Introduction:
Seizure-related loss of consciousness (LOC) in pediatric epilepsy significantly impacts safety, cognitive development, and quality of life. The thalamus is believed to play a central role in sustaining consciousness via its integrative cortical connectivity. Disruption of thalamocortical networks may underlie impaired awareness during seizures, yet mechanistic insights remain limited. Stereo-electroencephalography (sEEG) offers high-resolution intracranial recordings that enable in vivo exploration of these neural dynamics. Here, we present a protocol designed to systematically evaluate thalamocortical functional connectivity during seizures with and without LOC in pediatric patients with drug-resistant epilepsy. This protocol serves as a foundation for future hypothesis-driven investigations and network-targeted therapeutic strategies.
Methods:
Postoperative CT scans are co-registered with preoperative MRI to localize and label electrode contacts. sEEG data are exported from the Natus system into Brainstorm for preprocessing and quantitative analysis.
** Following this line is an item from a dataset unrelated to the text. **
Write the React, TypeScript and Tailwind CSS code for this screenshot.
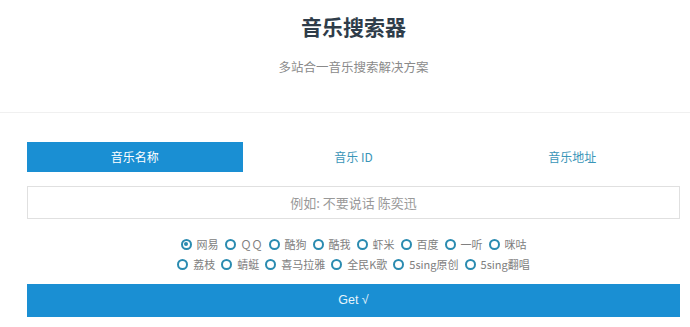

Recordings include at least 10 minutes of pre-ictal, ictal, and post-ictal data. Seizures with and without LOC are identified and time-marked using synchronized video-EEG. LOC severity is scored independently by two experienced reviewers. Functional connectivity is assessed via Coherence (Coh) and maps are generated to visualize thalamocortical network dynamics.
Results:
Fourteen pediatric patients underwent thalamic sEEG implantation. Etiologies included focal cortical dysplasia, periventricular nodular heterotopia, neonatal HIE, and non-lesional epilepsy. Pre-implant hypotheses included temporal, frontal, insular, and multifocal seizure onset. Thalamic sampling included anterior and pulvinar nuclei. Interictal thalamic abnormalities were present in most of the patients. A protocol of the analysis was created and will be presented as a flow chart with the major analysis steps in the poster.
Conclusions:
This protocol-based approach enables rigorous investigation of thalamocortical connectivity and its role in LOC during epileptic seizures. Ongoing analyses will evaluate frequency-specific functional connectivity associated with altered awareness. Findings from this study may enhance patient-specific neuromodulation strategies and advance our understanding of consciousness disruption in epilepsy.